Instruction. Show all lines holding the string "this".

Dataset entries.
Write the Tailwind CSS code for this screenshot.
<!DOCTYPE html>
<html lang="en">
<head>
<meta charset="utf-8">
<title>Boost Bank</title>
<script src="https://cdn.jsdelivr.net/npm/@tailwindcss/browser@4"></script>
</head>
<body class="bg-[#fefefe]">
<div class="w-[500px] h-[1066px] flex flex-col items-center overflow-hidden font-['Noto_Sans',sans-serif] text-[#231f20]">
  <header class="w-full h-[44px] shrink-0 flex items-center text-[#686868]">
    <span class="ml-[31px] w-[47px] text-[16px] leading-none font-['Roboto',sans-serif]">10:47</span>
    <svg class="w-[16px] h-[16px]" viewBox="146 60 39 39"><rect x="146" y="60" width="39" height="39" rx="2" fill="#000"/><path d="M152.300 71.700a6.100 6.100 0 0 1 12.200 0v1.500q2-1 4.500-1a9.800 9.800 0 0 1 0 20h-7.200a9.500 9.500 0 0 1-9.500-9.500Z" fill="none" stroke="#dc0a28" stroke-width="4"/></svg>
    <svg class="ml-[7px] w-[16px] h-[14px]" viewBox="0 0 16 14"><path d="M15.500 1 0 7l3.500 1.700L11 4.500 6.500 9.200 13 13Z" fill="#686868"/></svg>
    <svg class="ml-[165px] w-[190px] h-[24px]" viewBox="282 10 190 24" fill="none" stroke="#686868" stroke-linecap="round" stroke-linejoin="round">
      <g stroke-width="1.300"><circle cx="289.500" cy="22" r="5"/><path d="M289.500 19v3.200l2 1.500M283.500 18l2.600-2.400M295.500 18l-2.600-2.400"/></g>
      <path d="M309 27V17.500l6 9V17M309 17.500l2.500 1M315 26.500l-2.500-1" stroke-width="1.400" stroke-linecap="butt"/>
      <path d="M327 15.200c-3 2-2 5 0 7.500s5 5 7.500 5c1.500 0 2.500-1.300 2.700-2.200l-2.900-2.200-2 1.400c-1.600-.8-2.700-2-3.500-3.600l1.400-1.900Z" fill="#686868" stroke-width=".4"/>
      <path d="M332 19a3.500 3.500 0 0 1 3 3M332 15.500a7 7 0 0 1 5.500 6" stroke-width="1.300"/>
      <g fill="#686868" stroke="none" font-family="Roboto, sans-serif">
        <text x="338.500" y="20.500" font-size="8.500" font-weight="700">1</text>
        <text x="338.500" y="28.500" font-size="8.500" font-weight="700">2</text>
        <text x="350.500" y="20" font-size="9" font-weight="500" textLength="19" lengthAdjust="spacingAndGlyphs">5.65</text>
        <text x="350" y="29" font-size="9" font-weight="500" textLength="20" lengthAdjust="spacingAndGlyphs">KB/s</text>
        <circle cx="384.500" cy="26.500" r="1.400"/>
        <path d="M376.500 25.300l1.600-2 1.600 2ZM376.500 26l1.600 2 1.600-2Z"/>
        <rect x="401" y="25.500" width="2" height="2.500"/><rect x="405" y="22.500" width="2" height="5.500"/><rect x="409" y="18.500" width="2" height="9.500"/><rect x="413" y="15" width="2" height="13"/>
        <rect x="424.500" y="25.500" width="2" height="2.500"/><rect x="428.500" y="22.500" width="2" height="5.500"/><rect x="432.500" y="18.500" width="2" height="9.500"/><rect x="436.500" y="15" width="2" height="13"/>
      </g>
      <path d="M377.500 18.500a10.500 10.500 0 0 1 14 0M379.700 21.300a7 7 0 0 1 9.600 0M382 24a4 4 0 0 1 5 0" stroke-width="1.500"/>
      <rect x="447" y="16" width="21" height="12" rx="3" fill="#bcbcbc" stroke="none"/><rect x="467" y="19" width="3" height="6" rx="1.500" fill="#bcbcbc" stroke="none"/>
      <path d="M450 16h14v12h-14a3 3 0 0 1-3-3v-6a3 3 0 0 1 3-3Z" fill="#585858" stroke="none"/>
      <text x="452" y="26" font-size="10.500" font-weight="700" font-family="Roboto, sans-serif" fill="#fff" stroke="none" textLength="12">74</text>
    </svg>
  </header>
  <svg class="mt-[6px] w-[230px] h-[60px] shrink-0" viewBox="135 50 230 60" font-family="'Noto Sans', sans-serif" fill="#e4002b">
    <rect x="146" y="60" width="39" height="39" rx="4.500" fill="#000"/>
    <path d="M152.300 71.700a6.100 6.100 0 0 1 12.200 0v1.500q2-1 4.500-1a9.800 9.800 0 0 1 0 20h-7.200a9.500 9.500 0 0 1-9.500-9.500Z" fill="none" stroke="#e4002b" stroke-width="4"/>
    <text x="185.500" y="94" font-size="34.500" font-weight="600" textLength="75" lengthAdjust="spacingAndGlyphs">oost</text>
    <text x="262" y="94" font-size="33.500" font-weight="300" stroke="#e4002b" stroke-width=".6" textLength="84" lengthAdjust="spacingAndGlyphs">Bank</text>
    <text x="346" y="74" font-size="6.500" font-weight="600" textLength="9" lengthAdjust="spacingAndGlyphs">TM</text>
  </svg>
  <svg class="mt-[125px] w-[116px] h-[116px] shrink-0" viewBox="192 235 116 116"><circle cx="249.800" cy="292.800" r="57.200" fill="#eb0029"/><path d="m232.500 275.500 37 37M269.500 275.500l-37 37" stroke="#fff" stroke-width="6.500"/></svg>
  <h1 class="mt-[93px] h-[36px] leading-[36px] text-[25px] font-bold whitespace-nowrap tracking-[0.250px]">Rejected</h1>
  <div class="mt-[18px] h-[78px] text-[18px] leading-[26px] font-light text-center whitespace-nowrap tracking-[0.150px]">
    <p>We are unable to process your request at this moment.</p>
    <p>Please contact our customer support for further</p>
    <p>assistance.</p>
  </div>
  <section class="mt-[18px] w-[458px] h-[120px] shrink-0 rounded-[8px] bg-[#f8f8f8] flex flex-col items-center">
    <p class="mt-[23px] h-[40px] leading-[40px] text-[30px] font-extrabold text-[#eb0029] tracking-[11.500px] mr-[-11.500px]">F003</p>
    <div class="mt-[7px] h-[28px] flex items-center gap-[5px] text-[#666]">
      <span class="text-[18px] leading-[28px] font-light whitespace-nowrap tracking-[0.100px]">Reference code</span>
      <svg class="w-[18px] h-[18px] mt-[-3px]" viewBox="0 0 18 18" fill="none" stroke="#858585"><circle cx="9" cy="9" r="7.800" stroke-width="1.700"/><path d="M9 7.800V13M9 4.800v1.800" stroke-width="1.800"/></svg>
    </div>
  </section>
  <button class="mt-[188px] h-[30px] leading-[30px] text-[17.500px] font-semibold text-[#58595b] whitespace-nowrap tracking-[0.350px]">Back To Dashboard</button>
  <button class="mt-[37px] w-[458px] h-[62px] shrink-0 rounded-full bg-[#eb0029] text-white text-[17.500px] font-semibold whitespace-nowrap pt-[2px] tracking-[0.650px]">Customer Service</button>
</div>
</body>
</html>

--

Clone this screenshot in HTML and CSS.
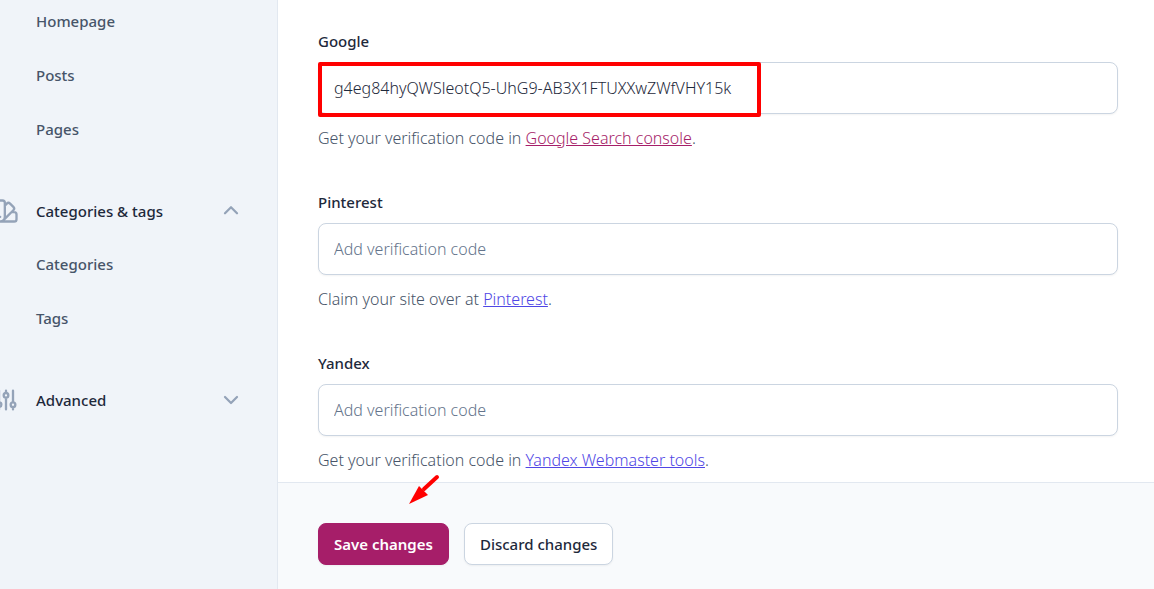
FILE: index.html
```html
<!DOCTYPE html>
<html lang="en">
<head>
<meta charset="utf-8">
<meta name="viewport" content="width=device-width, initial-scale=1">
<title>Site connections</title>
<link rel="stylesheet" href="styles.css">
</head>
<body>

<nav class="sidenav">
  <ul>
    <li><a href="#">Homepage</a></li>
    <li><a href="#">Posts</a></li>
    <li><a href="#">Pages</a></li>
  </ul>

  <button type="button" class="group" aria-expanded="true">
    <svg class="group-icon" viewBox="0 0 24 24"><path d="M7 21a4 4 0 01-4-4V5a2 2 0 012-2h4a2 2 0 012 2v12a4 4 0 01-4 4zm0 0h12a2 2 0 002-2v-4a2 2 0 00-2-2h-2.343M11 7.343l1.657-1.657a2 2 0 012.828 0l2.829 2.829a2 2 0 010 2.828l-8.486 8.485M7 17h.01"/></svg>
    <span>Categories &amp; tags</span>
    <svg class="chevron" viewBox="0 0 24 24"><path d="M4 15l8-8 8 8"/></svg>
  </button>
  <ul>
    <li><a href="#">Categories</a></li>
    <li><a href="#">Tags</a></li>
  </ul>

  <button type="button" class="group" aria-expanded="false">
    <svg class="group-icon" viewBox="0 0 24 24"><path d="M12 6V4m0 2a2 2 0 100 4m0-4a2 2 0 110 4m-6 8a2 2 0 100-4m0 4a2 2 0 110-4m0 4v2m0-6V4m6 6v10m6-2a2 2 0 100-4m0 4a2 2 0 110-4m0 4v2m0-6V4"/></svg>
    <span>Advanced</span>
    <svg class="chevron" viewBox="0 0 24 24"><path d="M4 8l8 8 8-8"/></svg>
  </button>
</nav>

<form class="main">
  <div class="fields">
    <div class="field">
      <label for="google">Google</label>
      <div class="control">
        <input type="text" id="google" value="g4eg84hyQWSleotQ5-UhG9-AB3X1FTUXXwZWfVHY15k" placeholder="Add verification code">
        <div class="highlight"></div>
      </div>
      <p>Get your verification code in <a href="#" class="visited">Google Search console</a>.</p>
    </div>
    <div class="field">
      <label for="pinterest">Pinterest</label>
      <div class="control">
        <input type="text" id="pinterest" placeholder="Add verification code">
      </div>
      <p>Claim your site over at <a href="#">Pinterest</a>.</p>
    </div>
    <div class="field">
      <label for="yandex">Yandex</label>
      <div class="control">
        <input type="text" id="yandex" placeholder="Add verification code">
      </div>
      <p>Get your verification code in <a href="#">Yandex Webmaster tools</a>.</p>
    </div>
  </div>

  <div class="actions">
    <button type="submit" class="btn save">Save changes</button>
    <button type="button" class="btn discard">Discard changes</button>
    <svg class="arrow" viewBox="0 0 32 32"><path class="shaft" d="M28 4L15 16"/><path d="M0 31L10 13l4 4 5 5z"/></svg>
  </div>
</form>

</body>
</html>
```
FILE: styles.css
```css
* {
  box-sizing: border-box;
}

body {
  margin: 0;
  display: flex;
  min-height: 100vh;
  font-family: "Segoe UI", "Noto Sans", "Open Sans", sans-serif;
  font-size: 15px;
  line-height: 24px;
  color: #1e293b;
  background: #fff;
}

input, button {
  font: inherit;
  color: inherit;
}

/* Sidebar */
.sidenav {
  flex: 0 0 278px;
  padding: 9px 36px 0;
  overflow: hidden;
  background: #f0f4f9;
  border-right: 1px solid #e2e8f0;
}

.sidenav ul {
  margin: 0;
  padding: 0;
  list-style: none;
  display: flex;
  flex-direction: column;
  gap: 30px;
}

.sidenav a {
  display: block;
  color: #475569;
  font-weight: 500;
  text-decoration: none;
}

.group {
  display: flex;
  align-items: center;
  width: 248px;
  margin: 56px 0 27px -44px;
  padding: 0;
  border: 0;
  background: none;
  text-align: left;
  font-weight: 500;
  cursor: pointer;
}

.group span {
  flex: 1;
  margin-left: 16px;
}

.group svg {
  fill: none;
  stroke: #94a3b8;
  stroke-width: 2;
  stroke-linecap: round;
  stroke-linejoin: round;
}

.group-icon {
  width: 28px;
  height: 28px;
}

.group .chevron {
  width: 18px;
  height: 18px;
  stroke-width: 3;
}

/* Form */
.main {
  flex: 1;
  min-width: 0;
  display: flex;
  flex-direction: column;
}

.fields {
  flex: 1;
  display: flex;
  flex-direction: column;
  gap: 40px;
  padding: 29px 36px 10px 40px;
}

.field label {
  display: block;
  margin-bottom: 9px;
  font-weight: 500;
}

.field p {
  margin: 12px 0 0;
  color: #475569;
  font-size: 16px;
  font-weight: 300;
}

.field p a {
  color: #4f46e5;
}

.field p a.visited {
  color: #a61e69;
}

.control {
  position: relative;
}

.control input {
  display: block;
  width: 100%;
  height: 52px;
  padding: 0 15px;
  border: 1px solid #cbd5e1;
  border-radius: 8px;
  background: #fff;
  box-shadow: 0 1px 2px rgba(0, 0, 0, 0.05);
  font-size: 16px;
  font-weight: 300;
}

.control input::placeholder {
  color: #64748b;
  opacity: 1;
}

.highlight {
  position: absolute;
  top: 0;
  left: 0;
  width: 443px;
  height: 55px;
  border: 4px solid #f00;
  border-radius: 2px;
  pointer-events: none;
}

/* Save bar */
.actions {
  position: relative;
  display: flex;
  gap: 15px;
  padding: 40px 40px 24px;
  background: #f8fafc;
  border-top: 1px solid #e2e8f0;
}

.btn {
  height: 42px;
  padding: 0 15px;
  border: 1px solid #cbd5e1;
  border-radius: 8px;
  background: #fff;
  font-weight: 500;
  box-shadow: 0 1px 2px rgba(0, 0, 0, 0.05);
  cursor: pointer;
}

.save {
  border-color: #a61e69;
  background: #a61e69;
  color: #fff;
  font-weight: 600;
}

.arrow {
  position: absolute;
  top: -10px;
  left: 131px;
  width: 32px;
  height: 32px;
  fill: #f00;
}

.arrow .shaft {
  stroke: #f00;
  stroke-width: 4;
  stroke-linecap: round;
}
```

Task result.
Write the Tailwind CSS code for this screenshot.
    <p>We are unable to process your request at this moment.</p>
Clone this screenshot in HTML and CSS.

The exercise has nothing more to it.